In MY mind I heard the voice of Del the Funky Homosapien echoing over and over again: “MC’s should know their limitations.” Thankfully Skateboard P does here – he’s keeping the rap simple and to the point. There’s something oddly charming about his vocal tone. He never shouts or gets loud, quite frankly it seems like his voicebox is made out of glass and would shatter if he did, but it still works. As much as I hated hearing LL Cool J whisper for an entire song on “Phenomenon” it actually serves as a good comparison, because LL still used his delivery and breath control to have a commanding presence on the song. Pharrell is no LL though – his voice is much higher pitched and he doesn’t have three decades of perfecting his flow under his belt. What Pharrell does have is those beats, and “Can I Have it Like That” delivers another Neptunes banger. The staccato drum introduction is a trademark that dates back to Run-D.M.C.’s “Sucker M.C.’s” but Pharrell didn’t go retro here – the song shifts gears after the intro into a low pulsing bass tone matched with a high energy tempo that instantly makes this song perfect for the club. What impressed me most is that Chad and Pharrell sometimes fall into the trap of finding one perfect bar and looping it ad nauseum, but here Pharrell keeps changing up the layers that accompany the bass.
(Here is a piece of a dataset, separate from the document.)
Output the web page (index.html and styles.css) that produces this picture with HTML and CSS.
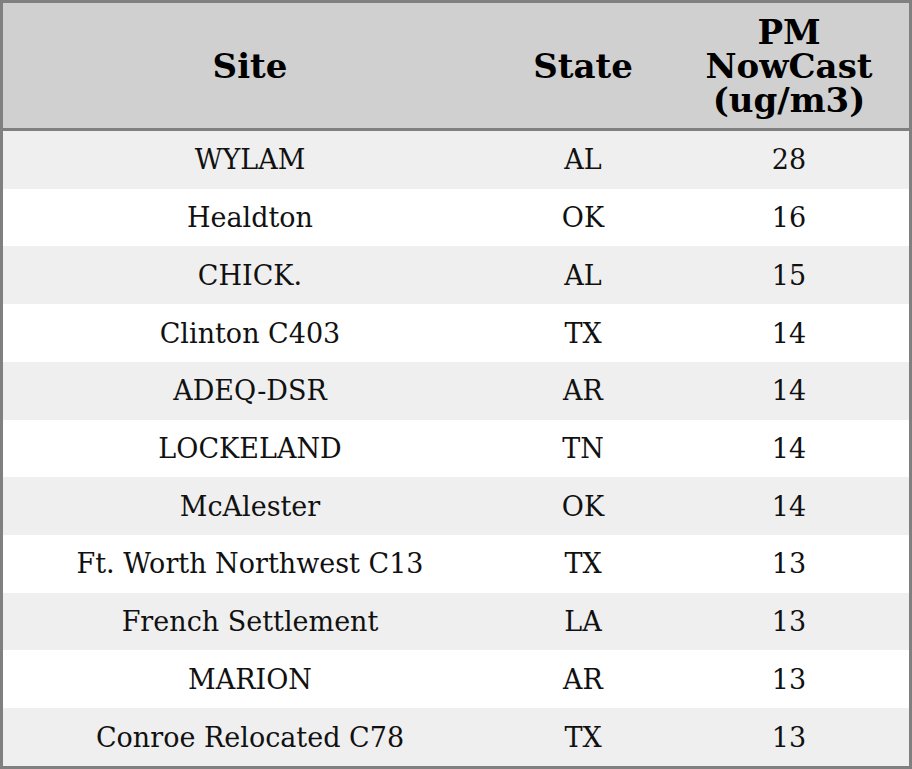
FILE: index.html
```html
<!DOCTYPE html>
<html>
<head>
<meta charset="utf-8">
<link rel="stylesheet" href="styles.css">
</head>
<body>
<table class="aq">
  <colgroup>
    <col class="c-site">
    <col class="c-state">
    <col class="c-pm">
  </colgroup>
  <thead>
    <tr><th>Site</th><th>State</th><th>PM<br>NowCast<br>(ug/m3)</th></tr>
  </thead>
  <tbody>
    <tr><td>WYLAM</td><td>AL</td><td>28</td></tr>
    <tr><td>Healdton</td><td>OK</td><td>16</td></tr>
    <tr><td>CHICK.</td><td>AL</td><td>15</td></tr>
    <tr><td>Clinton C403</td><td>TX</td><td>14</td></tr>
    <tr><td>ADEQ-DSR</td><td>AR</td><td>14</td></tr>
    <tr><td>LOCKELAND</td><td>TN</td><td>14</td></tr>
    <tr><td>McAlester</td><td>OK</td><td>14</td></tr>
    <tr><td>Ft. Worth Northwest C13</td><td>TX</td><td>13</td></tr>
    <tr><td>French Settlement</td><td>LA</td><td>13</td></tr>
    <tr><td>MARION</td><td>AR</td><td>13</td></tr>
    <tr><td>Conroe Relocated C78</td><td>TX</td><td>13</td></tr>
  </tbody>
</table>
</body>
</html>
```
FILE: styles.css
```css
html, body {
  margin: 0;
  padding: 0;
  background: #ffffff;
}
.aq {
  width: 912px;
  border-collapse: separate;
  border-spacing: 0;
  border: 3px solid #808080;
  font-family: "DejaVu Serif", serif;
  color: #111111;
  table-layout: fixed;
}
.c-site { width: 494px; }
.c-state { width: 172px; }
.c-pm { width: 240px; }
.aq th {
  background: #d0d0d0;
  font-size: 34px;
  font-weight: bold;
  line-height: 34px;
  height: 128px;
  padding: 0;
  box-sizing: border-box;
  border-bottom: 3px solid #808080;
  text-align: center;
  vertical-align: middle;
  color: #000000;
}
.aq td {
  font-size: 27px;
  height: 57.73px;
  padding: 0;
  box-sizing: border-box;
  text-align: center;
  vertical-align: middle;
}
.aq tbody tr:nth-child(odd) td { background: #efefef; }
.aq tbody tr:nth-child(even) td { background: #ffffff; }
```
P even switches up the entire beat to an almost complete different song after the first chorus for a few bars before returning to the main bass refrain. The only bad thing I can say about this track is that Gwen Stefani was underused – would it be that hard to have her croon a bit?
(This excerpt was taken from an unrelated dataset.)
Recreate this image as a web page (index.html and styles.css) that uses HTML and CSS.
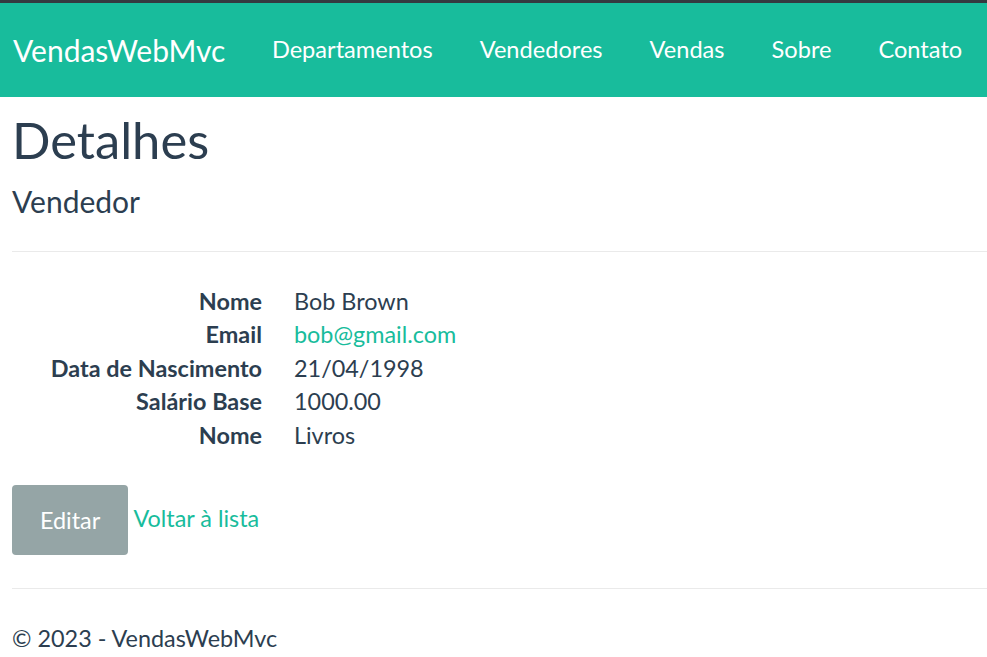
FILE: index.html
```html
<!DOCTYPE html>
<html lang="pt-BR">
<head>
<meta charset="utf-8">
<title>Detalhes - VendasWebMvc</title>
<link rel="stylesheet" href="styles.css">
</head>
<body>
<header class="navbar">
  <a class="brand" href="#">VendasWebMvc</a>
  <nav class="nav">
    <a class="nav-link" href="#">Departamentos</a>
    <a class="nav-link" href="#">Vendedores</a>
    <a class="nav-link" href="#">Vendas</a>
    <a class="nav-link" href="#">Sobre</a>
    <a class="nav-link" href="#">Contato</a>
  </nav>
</header>
<main class="container">
  <h1 class="title">Detalhes</h1>
  <h4 class="subtitle">Vendedor</h4>
  <hr class="rule">
  <dl class="details">
    <dt>Nome</dt><dd>Bob Brown</dd>
    <dt>Email</dt><dd><a class="link" href="#">bob@gmail.com</a></dd>
    <dt>Data de Nascimento</dt><dd>21/04/1998</dd>
    <dt>Salário Base</dt><dd>1000.00</dd>
    <dt>Nome</dt><dd>Livros</dd>
  </dl>
  <div class="actions">
    <a class="btn" href="#">Editar</a> <a class="link back" href="#">Voltar à lista</a>
  </div>
  <hr class="rule">
  <footer class="footer">© 2023 - VendasWebMvc</footer>
</main>
</body>
</html>
```
FILE: styles.css
```css
* { box-sizing: border-box; }
html, body { margin: 0; padding: 0; }
body {
  font-family: Lato, "Open Sans", sans-serif;
  font-size: 23.4px;
  line-height: 33.5px;
  color: #2c3e50;
  background: #fff;
  border-top: 3px solid #343a40;
  overflow: hidden;
}
a { text-decoration: none; }
.navbar {
  display: flex;
  align-items: center;
  height: 94px;
  background: #18bc9c;
  padding: 0 0 0 13px;
}
.brand {
  color: #fff;
  font-size: 30px;
  line-height: 1;
  margin-right: 23px;
  white-space: nowrap;
}
.nav { display: flex; }
.nav-link {
  color: #fff;
  font-size: 23.6px;
  padding: 0 23.5px;
  white-space: nowrap;
}
.container { padding: 0 0 0 12px; }
.title {
  font-size: 50.7px;
  font-weight: 400;
  line-height: 1.2;
  margin: 13px 0 0;
}
.subtitle {
  font-size: 30px;
  font-weight: 400;
  line-height: 1.2;
  margin: 12px 0 0;
}
.rule {
  border: 0;
  border-top: 1px solid #eaeaea;
  margin: 32px 0 0;
}
.details {
  display: grid;
  grid-template-columns: 250px 1fr;
  column-gap: 32px;
  margin: 33px 0 0;
}
.details dt { font-weight: 700; text-align: right; }
.details dd { margin: 0; }
.link { color: #18bc9c; }
.actions { margin: 33px 0 33px; }
.btn {
  display: inline-block;
  background: #95a5a6;
  color: #fff;
  border-radius: 4px;
  padding: 18px 28px;
  line-height: 34px;
}
.back { position: relative; top: -2px; }
.footer { margin-top: 33px; }
```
Pharrell definitely (and thankfully) delivers on the production for “In My Mind.” The swinging synths of “How Does it Feel?” evoke the feeling of cooling in Florida on a warm summer night. “Best Friend” is that kind of R&B production you’d hear on the radio that WOULDN’T make you change the station – smooth and playful with just enough hip-hop attitude. P also picks the right guests to go along with his beats. It’s no surprise to hear Slim Thug on the hard-edged “Keep it Playa,” Snoop Dogg on the slick love track “That Girl,” or Nelly on the suprising rock/pop anthem “Baby.” Pharrell does more singing than flowing on this beat but that’s okay because St. Louis’ finest holds it down for him when it’s rappin’ time:

“As I look through the crowd of pupils into your pupils
Yeah boo I see you too
Damn right I wanna do you too
In your eyes I can tell what you’re thinkin
Why ain’t we somewhere hot for the weekend
Seafood eatin – I heard you like Red Lobster
You the type might like to sunbathe
Jump off the yacht, jet skis or runways”

It seems obvious by the time I’ve finished with “In My Mind” that this isn’t an album that should have trouble finding an audience. When he’s called on to do it for delf on tracks like “You Can Do it Too” and “Our Father” he does what’s appropriate – keeping his own lyrics and delivery simple and effective; even switching up to singing when necessary or hitting a Curtis Mayfield like falsetto on songs like “Angel.” At other times he lets the guests speak for him and they do it quite well, from Jay-Z on “Young Girl” to Kanye West on “Number One.” Let me also be a little bold (some might say crass) and proclaim that I expect a lot of people to be doing the nasty to “Take it Off (Dim the Lights)” this year. Despite my reservations about how Pharrell could handle a solo album going in, it’s clear he took his time with “In My Mind” and decided to do it the right way. At the end of the day I can’t fault him for being Skateboard P – he’ll never win any of those freestyle battles but he can damn sure make a record that you’ll enjoy listening to multiple times.